Which brings us to the nicest category. Readers, and fellow-writers. These are people who have approached you. So you needn't worry you're bothering them (that's NOT a stalker's charter). It goes without saying you MUST say thank you. It also, and this is important, because if you're not careful you can end up with no time to write, and that's actually what people really want from you, should go without saying that you can't, even though you'd like to, be everyone's lifecoach. You need to have boundaries, and to make those clear (which is NOT to say some, probably many, readers and fellow-writers won't become friends, possibly lifelong. I would hope they will. But that shouldn't be the expectation from your initial contact - that's THEIR stalker's charter). On the other hand, if you can do something to help, I really believe you should. That means much more than the words "thank you". You could offer to host them on your blog; or look at a short story; or put them onto a helpful website.
Yes, again. I KNOW you're busy. And I know it's easy fro me because I don't really have any fans. But remember those times before you were famous, when you were met with silence? Remember the mutterings under your breath. And remember the one person who showed you even a bit of kindness? I bet you DO. And don't EVER forget it.

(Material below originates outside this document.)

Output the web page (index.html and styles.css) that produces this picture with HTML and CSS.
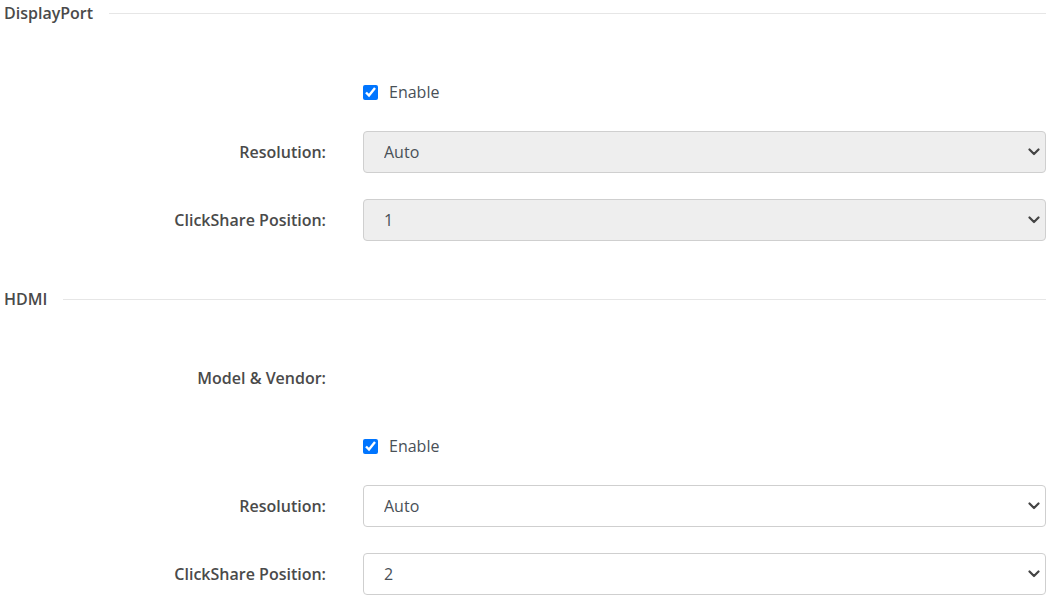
FILE: index.html
```html
<!DOCTYPE html>
<html lang="en">
<head>
  <meta charset="UTF-8">
  <meta name="viewport" content="width=device-width, initial-scale=1.0">
  <title>Outputs</title>
  <link rel="stylesheet" href="styles.css">
</head>
<body>

<div class="section">
  <div class="section-title">
    <span>DisplayPort</span>
    <div class="rule"></div>
  </div>
  <div class="section-body">
    <div class="row row-check">
      <div class="label"></div>
      <label class="check">
        <input type="checkbox" checked>
        <span>Enable</span>
      </label>
    </div>
    <div class="row">
      <div class="label">Resolution:</div>
      <div class="select-wrap">
        <select class="form-select" disabled>
          <option>Auto</option>
        </select>
        <svg class="chevron" width="12" height="8" viewBox="0 0 12 8"><path d="M1.5 1.5 L6 6 L10.5 1.5" fill="none" stroke="#444" stroke-width="2.2" stroke-linecap="round" stroke-linejoin="round"/></svg>
      </div>
    </div>
    <div class="row">
      <div class="label">ClickShare Position:</div>
      <div class="select-wrap">
        <select class="form-select" disabled>
          <option>1</option>
        </select>
        <svg class="chevron" width="12" height="8" viewBox="0 0 12 8"><path d="M1.5 1.5 L6 6 L10.5 1.5" fill="none" stroke="#444" stroke-width="2.2" stroke-linecap="round" stroke-linejoin="round"/></svg>
      </div>
    </div>
  </div>
</div>

<div class="section">
  <div class="section-title">
    <span>HDMI</span>
    <div class="rule"></div>
  </div>
  <div class="section-body">
    <div class="row">
      <div class="label">Model &amp; Vendor:</div>
      <div class="value"></div>
    </div>
    <div class="row row-check">
      <div class="label"></div>
      <label class="check">
        <input type="checkbox" checked>
        <span>Enable</span>
      </label>
    </div>
    <div class="row">
      <div class="label">Resolution:</div>
      <div class="select-wrap">
        <select class="form-select">
          <option>Auto</option>
        </select>
        <svg class="chevron" width="12" height="8" viewBox="0 0 12 8"><path d="M1.5 1.5 L6 6 L10.5 1.5" fill="none" stroke="#444" stroke-width="2.2" stroke-linecap="round" stroke-linejoin="round"/></svg>
      </div>
    </div>
    <div class="row">
      <div class="label">ClickShare Position:</div>
      <div class="select-wrap">
        <select class="form-select">
          <option>2</option>
        </select>
        <svg class="chevron" width="12" height="8" viewBox="0 0 12 8"><path d="M1.5 1.5 L6 6 L10.5 1.5" fill="none" stroke="#444" stroke-width="2.2" stroke-linecap="round" stroke-linejoin="round"/></svg>
      </div>
    </div>
  </div>
</div>

</body>
</html>
```

FILE: styles.css
```css
* {
  margin: 0;
  padding: 0;
  box-sizing: border-box;
}

body {
  font-family: 'Open Sans', sans-serif;
  background: #fff;
  color: #495057;
  padding-right: 8px;
}

.section {
  padding-bottom: 19px;
}

.section:last-child {
  padding-bottom: 0;
}

.section-title {
  display: flex;
  align-items: center;
  gap: 16px;
  height: 26px;
  padding-left: 4px;
  font-size: 16px;
  font-weight: 600;
  color: #4a4a4a;
}

.section-title .rule {
  flex: 1;
  height: 1px;
  background: #e6e6e6;
}

.section-body {
  padding-top: 45px;
}

.row {
  display: flex;
  align-items: center;
  height: 42px;
  margin-bottom: 26px;
}

.section:last-child .row:last-child {
  margin-bottom: 0;
}

.row-check {
  margin-bottom: 18px;
}

.label {
  width: 326px;
  flex-shrink: 0;
  margin-right: 37px;
  text-align: right;
  font-size: 16px;
  font-weight: 600;
  color: #4a4a4a;
}

.value {
  flex: 1;
}

.check {
  display: flex;
  align-items: center;
  gap: 11px;
  font-size: 16px;
  color: #495057;
}

.check input {
  width: 15px;
  height: 15px;
  margin: 0;
}

.select-wrap {
  position: relative;
  flex: 1;
  display: flex;
}

.form-select {
  flex: 1;
  appearance: none;
  -webkit-appearance: none;
  height: 42px;
  padding: 0 36px 0 20px;
  font-family: 'Open Sans', sans-serif;
  font-size: 16px;
  color: #495057;
  background-color: #fff;
  border: 1px solid #cfcfcf;
  border-radius: 4px;
}

.form-select:disabled {
  background-color: #eeeeee;
  color: #495057;
  opacity: 1;
}

.chevron {
  position: absolute;
  right: 6px;
  top: 17px;
  pointer-events: none;
}
```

Which brings me to a general observation. One of the most important articles ever written about culture (or business) can be found here. Kevin Kelly's basic premise is that you only need 1,000 true fans to sustain your business/life as a writer. I happen to think he's right (I'm not getting into that argument here). Now 1,000 is NOT a huge number. Certainly not if, like me, you write 50-100 e-mails a day. One reason I like 1,000 true fans is because it's a way of being that allows you to engage with everyone who's a fan of yours. And if you're a writer, someone who communicates, that's really how it should be, isn't it?